Merlin wrote [2017 July 9]:
In general I agree with what Alec is saying. I think ultimately we need to decide between whether the goal for these kids is to learn fundamentally how a neural network functions and they want to code or is it to learn how to train a neural net and have a feasible tool for eventually putting into a real car. Both are conceptually complicated and could takes weeks to accomplish.
If they are more interested in coding a neural network, my suggestion would be to start very simple. Have them build a vanilla neural net and program a simple 2D driving game. Then train the network to avoid pedestrians that are randomly crossing the road. I think this is a doable project, but would not generalize to a real world driving car.

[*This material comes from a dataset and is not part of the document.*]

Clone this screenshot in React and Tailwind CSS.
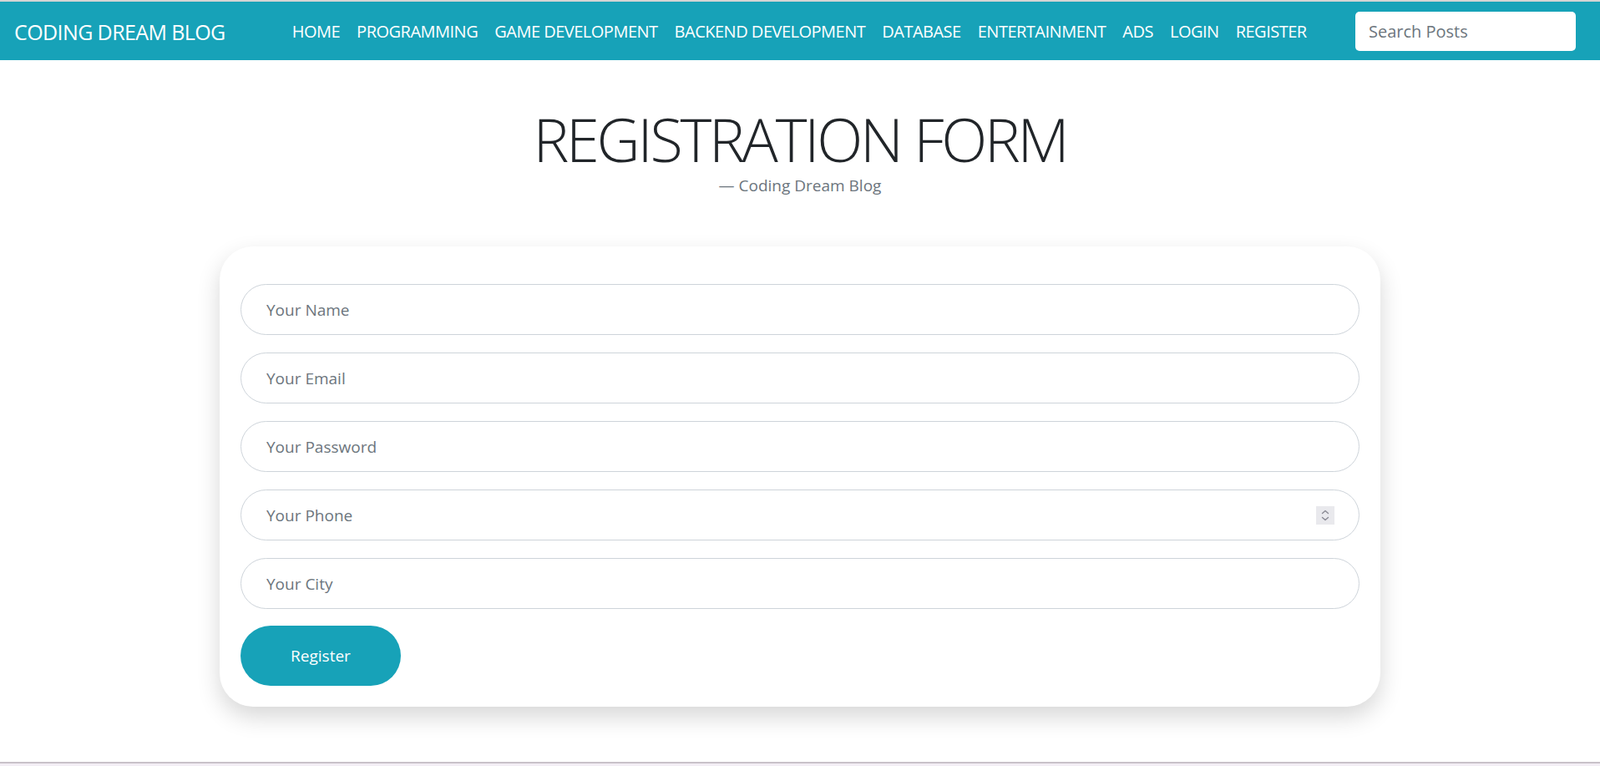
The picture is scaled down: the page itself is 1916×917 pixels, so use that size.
import { useState } from 'react';

const links = ['HOME', 'PROGRAMMING', 'GAME DEVELOPMENT', 'BACKEND DEVELOPMENT', 'DATABASE', 'ENTERTAINMENT', 'ADS', 'LOGIN', 'REGISTER'];

const fields = [
  { name: 'name', placeholder: 'Your Name' },
  { name: 'email', placeholder: 'Your Email' },
  { name: 'password', placeholder: 'Your Password' },
  { name: 'phone', placeholder: 'Your Phone', spinner: true },
  { name: 'city', placeholder: 'Your City' },
];

const Spinner = () => (
  <div className="absolute right-[30px] top-1/2 -translate-y-1/2 w-[22px] h-[22px] bg-[#e9e9ed] flex items-center justify-center">
    <svg width="12" height="16" viewBox="0 0 12 16" fill="none" stroke="#8a8a94" strokeWidth="1.4" strokeLinecap="round" strokeLinejoin="round">
      <path d="M2.5 5.5 6 2.5l3.5 3" />
      <path d="M2.5 10.5 6 13.5l3.5-3" />
    </svg>
  </div>
);

const App = () => {
  const [form, setForm] = useState({ name: '', email: '', password: '', phone: '', city: '' });

  return (
    <div className="min-h-screen bg-white font-['Open_Sans',sans-serif] text-[#212529]">
      {/* Navbar */}
      <div className="border-t-2 border-[#d4d4d4]">
        <nav className="h-[70px] bg-[#17a2b8] flex items-center pl-[17px] pr-[29px]">
          <a href="#" className="text-white text-[25px] leading-none tracking-[-0.6px] mt-[2px]">CODING DREAM BLOG</a>
          <ul className="flex items-center ml-[70px] mt-[2px]">
            {links.map(l => (
              <li key={l}>
                <a href="#" className="block px-[10px] text-white text-[20px] leading-none tracking-[-0.5px]">{l}</a>
              </li>
            ))}
          </ul>
          <input
            type="text"
            placeholder="Search Posts"
            className="ml-auto w-[264px] h-[47px] rounded-[5px] bg-white px-[16px] text-[20px] placeholder:text-[#6c757d] outline-none"
          />
        </nav>
      </div>

      {/* Heading */}
      <div className="text-center pt-[55px]">
        <h1 className="text-[72px] font-light leading-[1.1] tracking-[-3.2px]">REGISTRATION FORM</h1>
        <p className="mt-[7px] text-[19px] leading-none text-[#6c757d]">— Coding Dream Blog</p>
      </div>

      {/* Form card */}
      <div className="mx-[263px] mt-[63px] bg-white rounded-[40px] shadow-[0_12px_28px_rgba(0,0,0,0.16)] px-[25px] pt-[45px] pb-[25px]">
        <form className="flex flex-col gap-[21px]" onSubmit={e => e.preventDefault()}>
          {fields.map(f => (
            <div key={f.name} className="relative">
              <input
                type="text"
                name={f.name}
                value={form[f.name]}
                onChange={e => setForm({ ...form, [f.name]: e.target.value })}
                placeholder={f.placeholder}
                className="w-full h-[61px] rounded-full border border-[#ced4da] px-[30px] text-[19px] placeholder:text-[#6c757d] outline-none"
              />
              {f.spinner && <Spinner />}
            </div>
          ))}
          <button type="submit" className="w-[192px] h-[72px] rounded-full bg-[#17a2b8] text-white text-[19px] -mt-px">
            Register
          </button>
        </form>
      </div>

      {/* Footer edge */}
      <div className="mt-[66px] border-t-2 border-[#c9c1c9] h-[10px] bg-[#f3eef5]" />
    </div>
  );
};

export default App;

If the goal is to hopefully use this in a real car, using a pre-built neural network is a much better idea. I think Alec's idea would allow the kids to focus more on a high level understanding of how neural networks function and how to train them, rather then getting stuck on the nitty-gritty of the low level implementation.
As a programmer I like the idea of coding something from scratch and the math isn't too complicated. But there is a lot of mathematical analysis related to fine-tuning the training which I haven't been able to get past yet and could be exceptionally challenging for the kids. Alec seems to have a good plan of attack for the other option and I defer to his expertise on this topic.
Alec replied [2017 July 9]:
Personally, I think it would make more sense to have them do a commonly used, non-driving related example like MNIST classification to learn about neural networks, and then separately see the high-level implementation in practice. I think the "simple 2d driving game" will be more work than that, and I think the extra time spent on it wouldn't be worthwhile.